***** Source material *****
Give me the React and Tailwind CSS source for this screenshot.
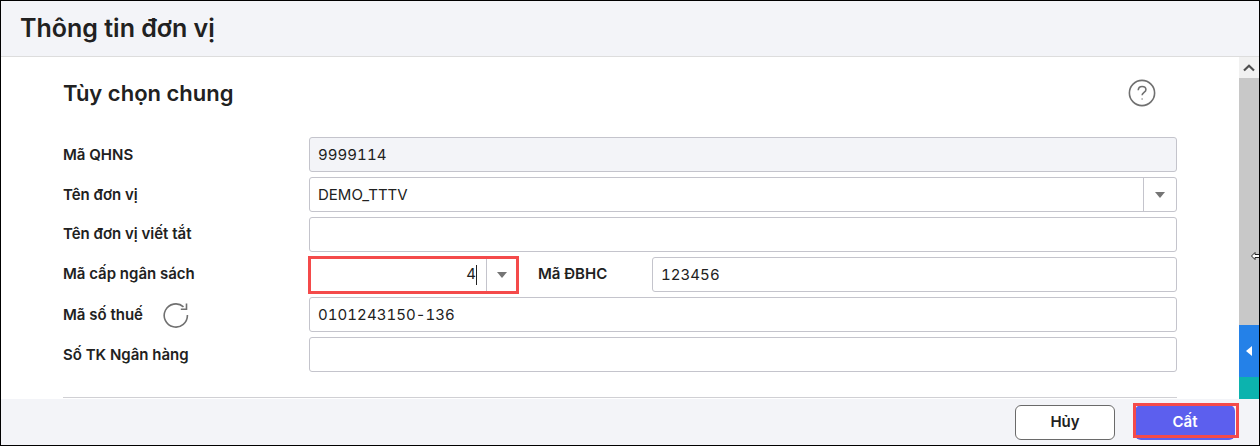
import React from "react";

const Caret = () => (
  <svg width="10" height="6" viewBox="0 0 10 6" className="block"><path d="M0 0H10L5 6Z" fill="#757575" /></svg>
);

const Box = ({ children, className = "bg-white" }) => (
  <div className={`h-[35px] rounded-[3px] border border-[#c4c4cc] flex items-center text-[15px] text-[#212121] overflow-hidden ${className}`}>{children}</div>
);

const Row = ({ label, extra, children, labelClass = "" }) => (
  <div className="flex h-[35px] items-center">
    <div className="w-[246px] shrink-0 flex items-center text-[15px] font-semibold text-[#212121]">
      <span className={labelClass}>{label}</span>
      {extra}
    </div>
    <div className="w-[868px] shrink-0 flex">{children}</div>
  </div>
);

export default function App() {
  return (
    <div className="relative w-[1260px] h-[446px] border border-black bg-white flex flex-col overflow-hidden font-['Inter',sans-serif]">
      <header className="h-[56px] shrink-0 bg-[#f3f4f8] border-b border-[#dddddd] flex items-center pl-[19px]">
        <h1 className="text-[25px] leading-none font-semibold text-[#212121] -mt-[1px]">Thông tin đơn vị</h1>
      </header>
      <div className="flex-1 min-h-0 flex overflow-hidden">
        <main className="flex-1 min-w-0 overflow-hidden pl-[62px]">
          <div className="h-[80px] flex items-start pt-[21px] relative">
            <h2 className="text-[22px] leading-[30px] font-semibold text-[#212121]">Tùy chọn chung</h2>
            <svg className="absolute left-[1065px] top-[22px]" width="28" height="28" viewBox="0 0 28 28" fill="none" stroke="#707070" strokeWidth="1.6">
              <circle cx="14" cy="14" r="12.6" />
              <path d="M10.2 11.2c.2-2.4 1.9-3.7 3.9-3.7 2.1 0 3.8 1.3 3.8 3.2 0 2.7-3.8 2.7-3.8 5.6" />
              <circle cx="14.1" cy="20" r="0.7" fill="#707070" stroke="none" />
            </svg>
          </div>
          <div className="flex flex-col gap-[5px]">
            <Row label="Mã QHNS" labelClass="mt-[1px]">
              <Box className="w-full bg-[#f3f4f8] px-[8px] pt-[2px] tabular-nums tracking-[0.05px]">9999114</Box>
            </Row>
            <Row label="Tên đơn vị" labelClass="mt-[1px]">
              <Box className="w-full bg-white">
                <span className="flex-1 pl-[8px] pt-[2px]">DEMO_TTTV</span>
                <span className="w-[33px] h-full border-l border-[#c4c4cc] flex items-center justify-center"><Caret /></span>
              </Box>
            </Row>
            <Row label="Tên đơn vị viết tắt" labelClass="-mt-[1px]"><Box className="w-full bg-white" /></Row>
            <Row label="Mã cấp ngân sách" labelClass="-mt-[1px]">
              <div className="flex items-center w-full">
                <div className="w-[211px] h-[38px] border-[3px] border-[#f44a4a] -ml-[1px] flex items-center bg-white text-[15px] text-[#212121] -my-[2px]">
                  <span className="flex-1 text-right pr-[9px] flex justify-end items-center">4<span className="w-px h-[20px] bg-[#212121] inline-block" /></span>
                  <span className="w-[30px] h-full border-l border-[#c4c4cc] flex items-center justify-center"><Caret /></span>
                </div>
                <span className="ml-[19px] w-[114px] shrink-0 text-[15px] font-semibold text-[#212121]">Mã ĐBHC</span>
                <Box className="flex-1 bg-white px-[8px] pt-[2px] tabular-nums tracking-[0.05px]">123456</Box>
              </div>
            </Row>
            <Row
              label="Mã số thuế"
              labelClass="mt-[1px]"
              extra={
                <svg className="ml-[20px]" width="26" height="26" viewBox="0 0 26 26" fill="none" stroke="#707070" strokeWidth="1.6">
                  <path d="M20.5 4.8A11.6 11.6 0 1 0 24.4 13" />
                  <path d="M23.5 1.5V7.2H17.8" strokeLinejoin="miter" />
                </svg>
              }
            >
              <Box className="w-full bg-white px-[8px] pt-[2px] tabular-nums tracking-[0.05px]">0101243150-136</Box>
            </Row>
            <Row label="Số TK Ngân hàng" labelClass="mt-[2px]"><Box className="w-full bg-white" /></Row>
          </div>
          <div className="mt-[25px] w-[1114px] border-t border-[#d0d0d4] h-px" />
        </main>
        <aside className="w-[20px] shrink-0 flex flex-col bg-[#c8c8c8]">
          <div className="h-[21px] bg-[#f1f1f1] flex items-center justify-center">
            <svg width="12" height="8" viewBox="0 0 12 8"><path d="M1 6.5L6 1.8L11 6.5" fill="none" stroke="#4f4f4f" strokeWidth="2.2" /></svg>
          </div>
          <div className="flex-1" />
          <div className="h-[52px] bg-[#2481e8] flex items-center justify-center">
            <svg width="6" height="10" viewBox="0 0 6 10"><path d="M6 0V10L0 5Z" fill="#ffffff" /></svg>
          </div>
          <div className="h-[22px] bg-[#0cb3ae]" />
        </aside>
      </div>
      <footer className="h-[46px] shrink-0 bg-[#f3f4f8] flex items-start pt-[6px] justify-end pr-[24px] gap-[20px]">
        <button className="w-[100px] h-[35px] rounded-[6px] border border-[#6a6a6a] bg-white text-[15px] font-semibold text-[#212121]">Hủy</button>
        <button className="relative w-[100px] h-[35px] rounded-[6px] bg-[#5c5fee] text-[15px] font-semibold text-white">
          Cất
          <span className="absolute left-[-2px] top-[-2px] w-[106px] h-[35px] border-[3px] border-[#f44a4a]" />
        </button>
      </footer>
      <svg className="absolute left-[1250px] top-[249px]" width="10" height="12" viewBox="0 0 10 12">
        <path d="M0.5 6L4 2.5V4.5H9.5V7.5H4V9.5Z" fill="#fff" stroke="#222" strokeWidth="1" />
      </svg>
    </div>
  );
}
*****
## Task requirements
Give only the number of lines in the preceding material that contain the string "React".

## Exercise response
2